Notre vieux camarade Jacques Dubois nous a quitté ce 31 mai 2014, au terme d'une pénible maladie vécue dans une maison de retraite de Haute Vienne et achevée à l'hôpital de Saint Léonard de Noblat.
Il était né le 18 septembre 1920 à Magnac-sur-Touvre (Charente). Ayant terminé son cursus scolaire à l'École nationale supérieure d'Agronomie de Grignon (1941-1943) et opté pour une carrière outre-mer, il s'était spécialisé en pédologie à l'École supérieure d'Application d'Agriculture tropicale, Section recherche, sous la haute autorité du maître Georges Aubert, à l'ORSC (futur ORSOM puis ORSTOM, actuel IRD).
Affecté au Sénégal, Jacques avait en 1945 rejoint Bambey, alors siège du Secteur soudanais de recherches agronomiques (futur CRA). Il y avait très rapidement acquis une solide connaissance des sols sénégalais et de leurs aptitudes agricoles. Les premières esquisses cartographiques de ces sols portent sa griffe (dès 1946 ! ), en même temps qu'elles font alors de Jacques l'un des meilleurs conseillers des ambitieux projets et actions engagés en milieu paysan, l'application des travaux de la recherche étant déjà pour lui l'objectif primordial.
Cette démarche, associant recherche et souci d'une appropriation rapide de ses résultats par les paysans, fait affecter Jacques en 1955 dans la vallée du Sénégal, auprès de la Mission d'aménagement du Fleuve, qui s'inspire fortement de ses conceptions dans l'élaboration et les premières réalisations du grand projet de mise en valeur du Delta. Inébranlable dans ses convictions, au demeurant renforcées par une profonde foi chrétienne, infatigable dans l'action à laquelle il souhaite associer le plus de partenaires partageant ses idées, mais toujours insatisfait et impatient d'aller au-delà, car son humanisme l'exige, Jacques profite de son implantation saint-louisienne et de ses connaissances agro-pédologiques du pays, pour remonter le fleuve jusqu'à Bakel, à la frontière malienne, et pour mieux connaître les populations de la vallée, des plateaux d'alentour. De ces populations il apprécie la grande diversité de leurs systèmes agraires, l'exceptionnelle créativité mais, en même temps, l'importance, voire les graves lacunes dans la satisfaction de leurs besoins essentiels.

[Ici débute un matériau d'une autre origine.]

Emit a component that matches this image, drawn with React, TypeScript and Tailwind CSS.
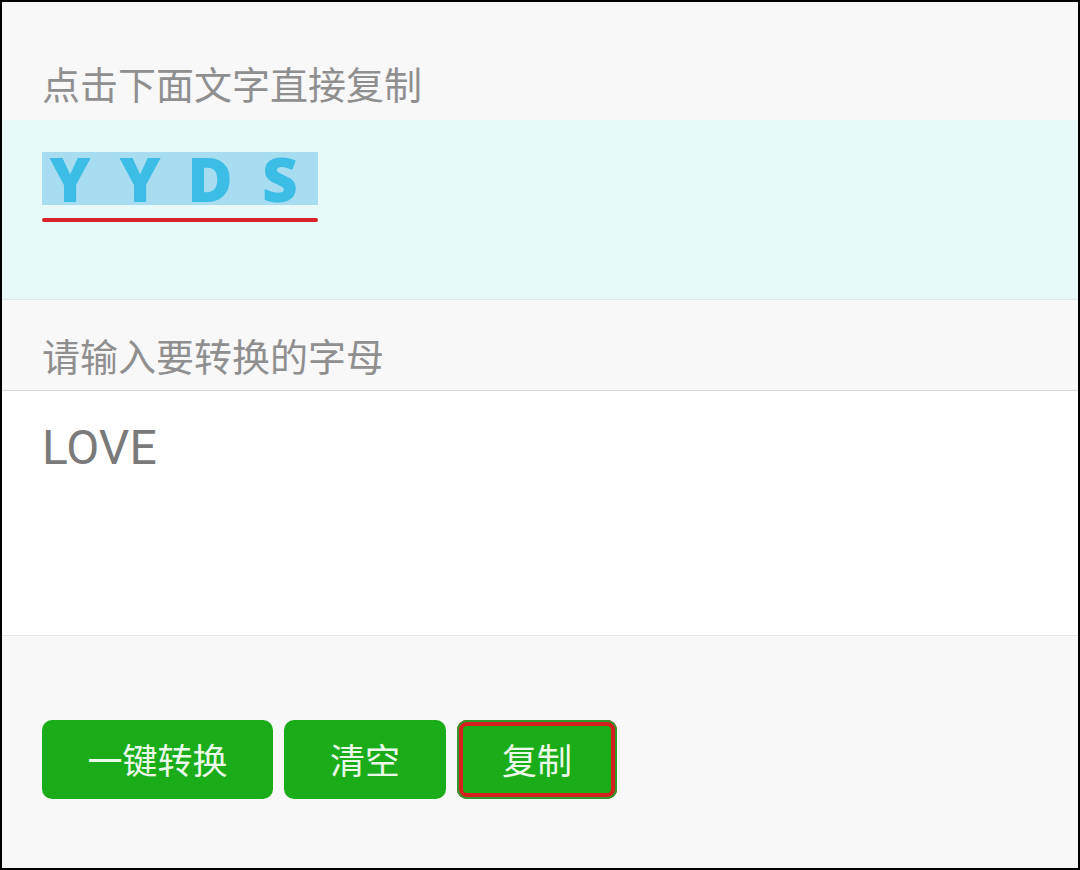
import { useState } from "react";

const cjk = "font-['Noto_Sans_CJK_SC','Noto_Sans',sans-serif]";

export default function App() {
  const [input, setInput] = useState("LOVE");
  const [output, setOutput] = useState("YYDS");

  return (
    <div className={`w-[1080px] h-[870px] border-2 border-black bg-[#f8f8f8] flex flex-col overflow-hidden ${cjk}`}>
      {/* result label */}
      <div className="pt-[59px] pb-[15px] px-[40px]">
        <div className="text-[38px] leading-[44px] text-[#8f8f8f]">点击下面文字直接复制</div>
      </div>

      {/* result */}
      <div className="h-[180px] bg-[#e8f9fa] border-b border-[#dde9eb] px-[40px] pt-[32px]">
        <div className="w-[276px] h-[53px] bg-[#a7dcf1] flex">
          <div className="flex -ml-[7px]">
            {output.split("").map((ch, i) => (
              <span
                key={i}
                className="w-[70px] text-center font-['Open_Sans',sans-serif] font-extrabold text-[62px] leading-[53px] text-[#3bbde6]"
              >
                {ch}
              </span>
            ))}
          </div>
        </div>
        <div className="mt-[13px] w-[276px] h-[4px] rounded-full bg-[#d9232a]" />
      </div>

      {/* input label */}
      <div className="h-[91px] border-b border-[#d9d9d9] px-[40px] pt-[33px]">
        <div className="text-[38px] leading-[44px] text-[#8f8f8f]">请输入要转换的字母</div>
      </div>

      {/* input */}
      <div className="h-[245px] bg-white border-b border-[#e6e6e6] px-[40px] pt-[29px]">
        <textarea
          value={input}
          onChange={(e) => setInput(e.target.value)}
          className="w-full h-[180px] resize-none outline-none bg-transparent font-['Roboto',sans-serif] text-[48px] leading-[56px] text-[#7a7a7a]"
        />
      </div>

      {/* actions */}
      <div className="flex gap-[11px] px-[40px] pt-[84px]">
        <button
          onClick={() => setOutput(input.toUpperCase().replace(/\s/g, ""))}
          className="w-[231px] h-[79px] rounded-[10px] bg-[#1aad19] text-[35px] text-[#ecf8e9]"
        >
          一键转换
        </button>
        <button
          onClick={() => setInput("")}
          className="w-[162px] h-[79px] rounded-[10px] bg-[#1aad19] text-[35px] text-[#ecf8e9]"
        >
          清空
        </button>
        <button className="w-[160px] h-[79px] rounded-[10px] bg-[#1aad19] text-[35px] text-[#ecf8e9] shadow-[inset_0_0_0_2px_#2f9a2a,inset_0_0_0_6px_#d4211f]">
          复制
        </button>
      </div>
    </div>
  );
}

Aussi, vers 1975, sa carrière administrative s'achevant, s'engage-t-il dans l'action humanitaire, élaborant même en métropole des systèmes de formation, notamment à une agriculture améliorée de petite mécanisation, au bénéfice d'ouvriers immigrés travaillant en France, mais désireux de retourner au pays et d'y pratiquer des systèmes de production agricole plus productifs que ceux traditionnels.
Puis, incapable d'imaginer une retraite inactive, malheureusement endeuillée par la perte lourde et prématurée de son épouse Thérèse, Jacques crée en 1981, avec quelques amis, son ONG militante, le Groupement de Recherche et de Réalisation pour l'Éco-Développement, le GRED, dont il devient naturellement le président. Sous sa férule très présente, puisqu'il se rendra sur le terrain jusqu'à près de ses 90 ans, s'engage alors une spectaculaire opération de revitalisation de nombreuses petites vallées de la région de Bakel (Sénégal oriental), grâce notamment à l'édification par les paysans partenaires (condition de partenariat obligatoire pour Jacques) de petits barrages en terre consolidés, permettant ainsi une remarquable transformation-diversification des systèmes agraires jusqu'alors pratiqués. C'est probablement l'une des plus belles et durables empreintes que Jacques Dubois aura laissées sur la terre africaine, à laquelle il a consacré plus de 65 années de sa vie.
Ses nombreux amis adressent leurs très vives condoléances à sa fille, à son fils, à ses proches et petits enfants pour la perte de cet homme si généreux et désintéressé, ce "grand homme" nous écrit son successeur au Sénégal, l'ingénieur Assane Dione.